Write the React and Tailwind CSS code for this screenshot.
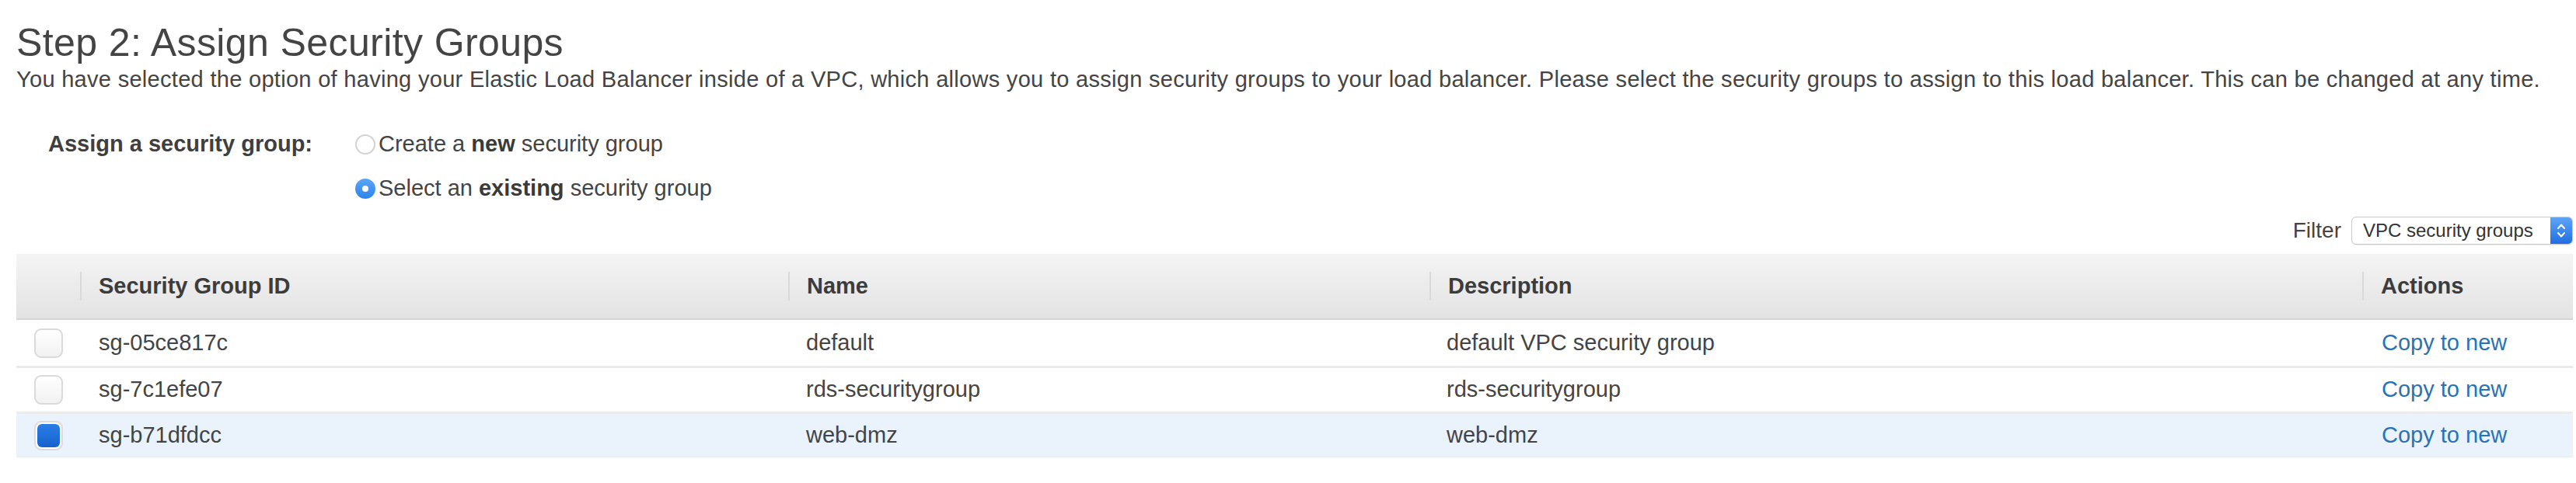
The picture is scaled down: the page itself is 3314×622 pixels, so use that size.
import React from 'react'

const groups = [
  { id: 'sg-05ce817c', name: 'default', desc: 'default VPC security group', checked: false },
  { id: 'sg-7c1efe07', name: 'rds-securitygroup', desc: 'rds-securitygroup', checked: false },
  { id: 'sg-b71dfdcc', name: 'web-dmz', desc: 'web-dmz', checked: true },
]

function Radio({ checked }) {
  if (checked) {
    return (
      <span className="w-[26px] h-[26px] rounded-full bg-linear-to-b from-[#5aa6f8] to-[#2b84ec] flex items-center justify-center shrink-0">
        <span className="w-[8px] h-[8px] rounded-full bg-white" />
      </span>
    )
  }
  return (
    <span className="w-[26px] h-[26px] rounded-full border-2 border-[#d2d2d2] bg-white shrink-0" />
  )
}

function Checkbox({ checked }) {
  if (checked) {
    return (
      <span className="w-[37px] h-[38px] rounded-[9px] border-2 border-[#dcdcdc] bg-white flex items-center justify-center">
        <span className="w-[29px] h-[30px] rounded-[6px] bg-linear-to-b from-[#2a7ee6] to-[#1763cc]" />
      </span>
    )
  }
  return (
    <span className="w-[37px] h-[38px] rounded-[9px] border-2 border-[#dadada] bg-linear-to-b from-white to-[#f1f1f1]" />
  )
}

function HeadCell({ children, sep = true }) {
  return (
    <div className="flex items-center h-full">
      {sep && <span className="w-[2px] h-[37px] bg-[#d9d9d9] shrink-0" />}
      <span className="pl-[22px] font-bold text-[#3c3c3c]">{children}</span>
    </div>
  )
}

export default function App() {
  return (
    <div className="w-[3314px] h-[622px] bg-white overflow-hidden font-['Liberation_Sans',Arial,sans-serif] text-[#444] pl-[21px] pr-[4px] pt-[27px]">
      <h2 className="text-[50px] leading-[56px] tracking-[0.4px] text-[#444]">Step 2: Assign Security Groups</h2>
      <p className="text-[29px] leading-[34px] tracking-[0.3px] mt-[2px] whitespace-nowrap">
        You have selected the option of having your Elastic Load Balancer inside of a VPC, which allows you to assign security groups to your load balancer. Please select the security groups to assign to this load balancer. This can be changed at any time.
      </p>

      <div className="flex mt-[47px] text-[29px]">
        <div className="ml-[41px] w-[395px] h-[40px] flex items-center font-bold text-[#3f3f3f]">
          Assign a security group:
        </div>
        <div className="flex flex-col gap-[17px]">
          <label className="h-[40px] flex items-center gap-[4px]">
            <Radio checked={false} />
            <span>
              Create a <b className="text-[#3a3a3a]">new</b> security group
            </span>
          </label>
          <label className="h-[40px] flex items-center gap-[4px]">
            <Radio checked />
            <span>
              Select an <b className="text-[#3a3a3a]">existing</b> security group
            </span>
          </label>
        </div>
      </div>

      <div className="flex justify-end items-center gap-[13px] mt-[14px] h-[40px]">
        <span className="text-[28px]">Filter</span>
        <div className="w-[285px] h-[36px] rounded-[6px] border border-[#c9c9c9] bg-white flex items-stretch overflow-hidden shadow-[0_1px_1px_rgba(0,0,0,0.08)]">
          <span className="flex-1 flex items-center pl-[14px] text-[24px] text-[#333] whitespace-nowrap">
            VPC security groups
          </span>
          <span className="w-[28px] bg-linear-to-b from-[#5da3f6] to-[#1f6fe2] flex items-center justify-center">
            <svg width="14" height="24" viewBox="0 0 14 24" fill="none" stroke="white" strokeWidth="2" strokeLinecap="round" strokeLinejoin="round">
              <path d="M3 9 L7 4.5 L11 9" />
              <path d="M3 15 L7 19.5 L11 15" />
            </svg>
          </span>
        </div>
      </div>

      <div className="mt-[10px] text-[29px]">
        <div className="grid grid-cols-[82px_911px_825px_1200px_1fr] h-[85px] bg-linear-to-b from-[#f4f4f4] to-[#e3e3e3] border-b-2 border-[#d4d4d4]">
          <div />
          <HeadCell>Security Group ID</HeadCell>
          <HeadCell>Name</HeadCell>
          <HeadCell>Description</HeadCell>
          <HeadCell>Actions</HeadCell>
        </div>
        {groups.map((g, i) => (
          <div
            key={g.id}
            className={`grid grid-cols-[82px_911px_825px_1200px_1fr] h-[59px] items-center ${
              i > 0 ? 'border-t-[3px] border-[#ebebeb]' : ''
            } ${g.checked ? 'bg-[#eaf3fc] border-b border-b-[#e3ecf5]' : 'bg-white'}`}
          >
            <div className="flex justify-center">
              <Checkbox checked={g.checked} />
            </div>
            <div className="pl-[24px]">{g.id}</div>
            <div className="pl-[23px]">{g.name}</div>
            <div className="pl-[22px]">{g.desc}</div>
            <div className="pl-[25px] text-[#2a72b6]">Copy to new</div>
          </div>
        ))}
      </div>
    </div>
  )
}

=======

_Task details_
Except for the pictures, reproduce every line exactly.

_The answer_
Write the React and Tailwind CSS code for this screenshot.
The picture is scaled down: the page itself is 3314×622 pixels, so use that size.
import React from 'react'

const groups = [
  { id: 'sg-05ce817c', name: 'default', desc: 'default VPC security group', checked: false },
  { id: 'sg-7c1efe07', name: 'rds-securitygroup', desc: 'rds-securitygroup', checked: false },
  { id: 'sg-b71dfdcc', name: 'web-dmz', desc: 'web-dmz', checked: true },
]

function Radio({ checked }) {
  if (checked) {
    return (
      <span className="w-[26px] h-[26px] rounded-full bg-linear-to-b from-[#5aa6f8] to-[#2b84ec] flex items-center justify-center shrink-0">
        <span className="w-[8px] h-[8px] rounded-full bg-white" />
      </span>
    )
  }
  return (
    <span className="w-[26px] h-[26px] rounded-full border-2 border-[#d2d2d2] bg-white shrink-0" />
  )
}

function Checkbox({ checked }) {
  if (checked) {
    return (
      <span className="w-[37px] h-[38px] rounded-[9px] border-2 border-[#dcdcdc] bg-white flex items-center justify-center">
        <span className="w-[29px] h-[30px] rounded-[6px] bg-linear-to-b from-[#2a7ee6] to-[#1763cc]" />
      </span>
    )
  }
  return (
    <span className="w-[37px] h-[38px] rounded-[9px] border-2 border-[#dadada] bg-linear-to-b from-white to-[#f1f1f1]" />
  )
}

function HeadCell({ children, sep = true }) {
  return (
    <div className="flex items-center h-full">
      {sep && <span className="w-[2px] h-[37px] bg-[#d9d9d9] shrink-0" />}
      <span className="pl-[22px] font-bold text-[#3c3c3c]">{children}</span>
    </div>
  )
}

export default function App() {
  return (
    <div className="w-[3314px] h-[622px] bg-white overflow-hidden font-['Liberation_Sans',Arial,sans-serif] text-[#444] pl-[21px] pr-[4px] pt-[27px]">
      <h2 className="text-[50px] leading-[56px] tracking-[0.4px] text-[#444]">Step 2: Assign Security Groups</h2>
      <p className="text-[29px] leading-[34px] tracking-[0.3px] mt-[2px] whitespace-nowrap">
        You have selected the option of having your Elastic Load Balancer inside of a VPC, which allows you to assign security groups to your load balancer. Please select the security groups to assign to this load balancer. This can be changed at any time.
      </p>

      <div className="flex mt-[47px] text-[29px]">
        <div className="ml-[41px] w-[395px] h-[40px] flex items-center font-bold text-[#3f3f3f]">
          Assign a security group:
        </div>
        <div className="flex flex-col gap-[17px]">
          <label className="h-[40px] flex items-center gap-[4px]">
            <Radio checked={false} />
            <span>
              Create a <b className="text-[#3a3a3a]">new</b> security group
            </span>
          </label>
          <label className="h-[40px] flex items-center gap-[4px]">
            <Radio checked />
            <span>
              Select an <b className="text-[#3a3a3a]">existing</b> security group
            </span>
          </label>
        </div>
      </div>

      <div className="flex justify-end items-center gap-[13px] mt-[14px] h-[40px]">
        <span className="text-[28px]">Filter</span>
        <div className="w-[285px] h-[36px] rounded-[6px] border border-[#c9c9c9] bg-white flex items-stretch overflow-hidden shadow-[0_1px_1px_rgba(0,0,0,0.08)]">
          <span className="flex-1 flex items-center pl-[14px] text-[24px] text-[#333] whitespace-nowrap">
            VPC security groups
          </span>
          <span className="w-[28px] bg-linear-to-b from-[#5da3f6] to-[#1f6fe2] flex items-center justify-center">
            <svg width="14" height="24" viewBox="0 0 14 24" fill="none" stroke="white" strokeWidth="2" strokeLinecap="round" strokeLinejoin="round">
              <path d="M3 9 L7 4.5 L11 9" />
              <path d="M3 15 L7 19.5 L11 15" />
            </svg>
          </span>
        </div>
      </div>

      <div className="mt-[10px] text-[29px]">
        <div className="grid grid-cols-[82px_911px_825px_1200px_1fr] h-[85px] bg-linear-to-b from-[#f4f4f4] to-[#e3e3e3] border-b-2 border-[#d4d4d4]">
          <div />
          <HeadCell>Security Group ID</HeadCell>
          <HeadCell>Name</HeadCell>
          <HeadCell>Description</HeadCell>
          <HeadCell>Actions</HeadCell>
        </div>
        {groups.map((g, i) => (
          <div
            key={g.id}
            className={`grid grid-cols-[82px_911px_825px_1200px_1fr] h-[59px] items-center ${
              i > 0 ? 'border-t-[3px] border-[#ebebeb]' : ''
            } ${g.checked ? 'bg-[#eaf3fc] border-b border-b-[#e3ecf5]' : 'bg-white'}`}
          >
            <div className="flex justify-center">
              <Checkbox checked={g.checked} />
            </div>
            <div className="pl-[24px]">{g.id}</div>
            <div className="pl-[23px]">{g.name}</div>
            <div className="pl-[22px]">{g.desc}</div>
            <div className="pl-[25px] text-[#2a72b6]">Copy to new</div>
          </div>
        ))}
      </div>
    </div>
  )
}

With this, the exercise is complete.